TASK BRIEF >>
Identify the lines holding "index" and copy them.

╭─ RECORDED INFORMATION

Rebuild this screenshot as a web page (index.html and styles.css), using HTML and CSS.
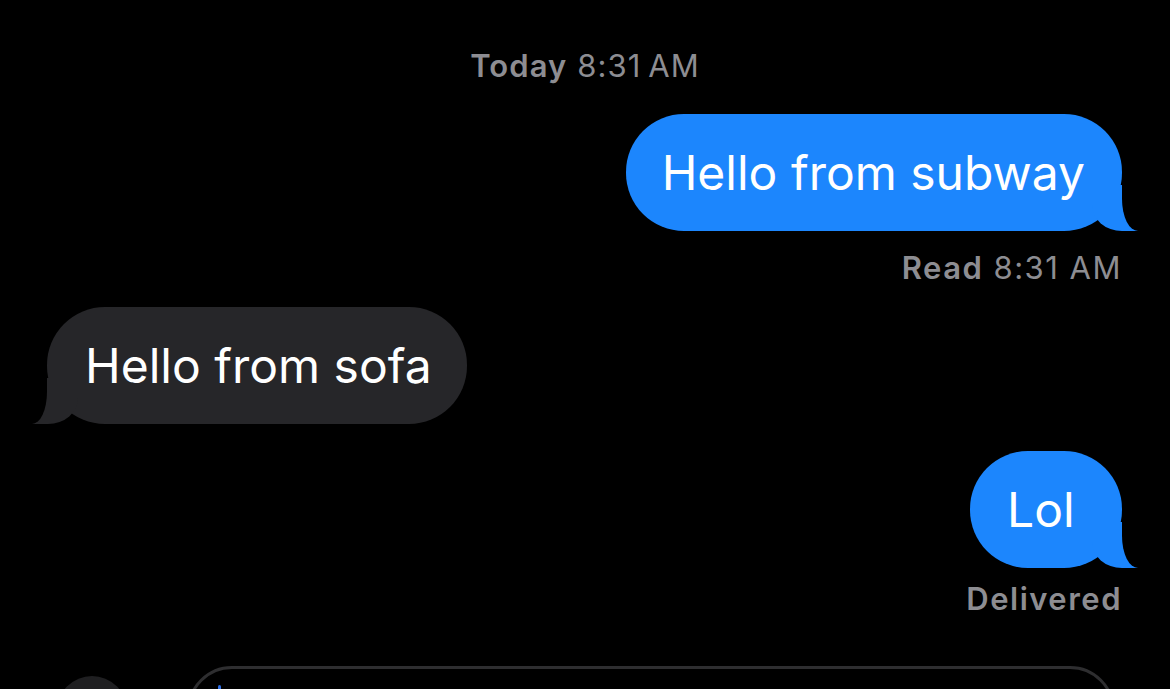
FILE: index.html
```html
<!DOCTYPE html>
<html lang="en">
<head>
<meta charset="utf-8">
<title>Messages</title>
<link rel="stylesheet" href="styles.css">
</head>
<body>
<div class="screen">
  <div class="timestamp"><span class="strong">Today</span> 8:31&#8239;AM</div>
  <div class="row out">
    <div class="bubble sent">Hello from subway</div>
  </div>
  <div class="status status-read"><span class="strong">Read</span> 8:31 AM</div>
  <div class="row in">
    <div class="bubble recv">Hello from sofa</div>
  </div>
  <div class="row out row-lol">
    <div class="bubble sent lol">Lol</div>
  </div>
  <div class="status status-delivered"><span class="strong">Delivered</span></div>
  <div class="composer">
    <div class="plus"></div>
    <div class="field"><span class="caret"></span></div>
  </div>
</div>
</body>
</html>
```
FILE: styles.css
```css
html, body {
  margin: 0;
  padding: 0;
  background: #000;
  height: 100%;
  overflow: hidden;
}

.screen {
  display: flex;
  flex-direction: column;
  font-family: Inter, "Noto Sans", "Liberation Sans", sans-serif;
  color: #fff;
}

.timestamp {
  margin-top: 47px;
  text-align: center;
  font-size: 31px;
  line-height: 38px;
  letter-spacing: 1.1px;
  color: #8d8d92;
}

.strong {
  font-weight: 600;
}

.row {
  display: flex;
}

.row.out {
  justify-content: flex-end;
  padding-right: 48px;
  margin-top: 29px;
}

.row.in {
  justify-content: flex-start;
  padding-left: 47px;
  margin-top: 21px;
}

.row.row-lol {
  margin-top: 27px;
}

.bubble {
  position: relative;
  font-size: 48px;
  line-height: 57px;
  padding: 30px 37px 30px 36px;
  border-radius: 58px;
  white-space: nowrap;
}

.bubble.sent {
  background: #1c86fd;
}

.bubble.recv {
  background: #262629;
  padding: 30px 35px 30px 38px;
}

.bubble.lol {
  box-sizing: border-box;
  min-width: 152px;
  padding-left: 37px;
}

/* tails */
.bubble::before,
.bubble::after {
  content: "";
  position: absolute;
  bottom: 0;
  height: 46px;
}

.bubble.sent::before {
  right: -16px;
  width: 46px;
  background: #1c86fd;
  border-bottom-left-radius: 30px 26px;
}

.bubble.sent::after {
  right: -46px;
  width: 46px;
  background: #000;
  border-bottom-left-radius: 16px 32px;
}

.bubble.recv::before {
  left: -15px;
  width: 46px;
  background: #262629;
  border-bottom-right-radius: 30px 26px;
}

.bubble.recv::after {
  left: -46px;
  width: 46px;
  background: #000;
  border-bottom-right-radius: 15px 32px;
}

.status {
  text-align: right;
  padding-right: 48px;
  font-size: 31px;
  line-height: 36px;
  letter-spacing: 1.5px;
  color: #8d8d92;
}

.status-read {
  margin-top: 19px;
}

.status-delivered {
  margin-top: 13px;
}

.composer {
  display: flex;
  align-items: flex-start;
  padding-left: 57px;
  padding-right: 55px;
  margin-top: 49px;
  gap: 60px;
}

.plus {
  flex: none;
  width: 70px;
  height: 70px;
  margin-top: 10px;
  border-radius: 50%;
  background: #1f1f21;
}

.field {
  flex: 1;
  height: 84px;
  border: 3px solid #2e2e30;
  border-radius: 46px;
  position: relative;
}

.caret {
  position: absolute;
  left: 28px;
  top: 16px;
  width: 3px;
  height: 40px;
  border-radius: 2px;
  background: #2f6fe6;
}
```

╰─

TASK RESPONSE >>
Rebuild this screenshot as a web page (index.html and styles.css), using HTML and CSS.
FILE: index.html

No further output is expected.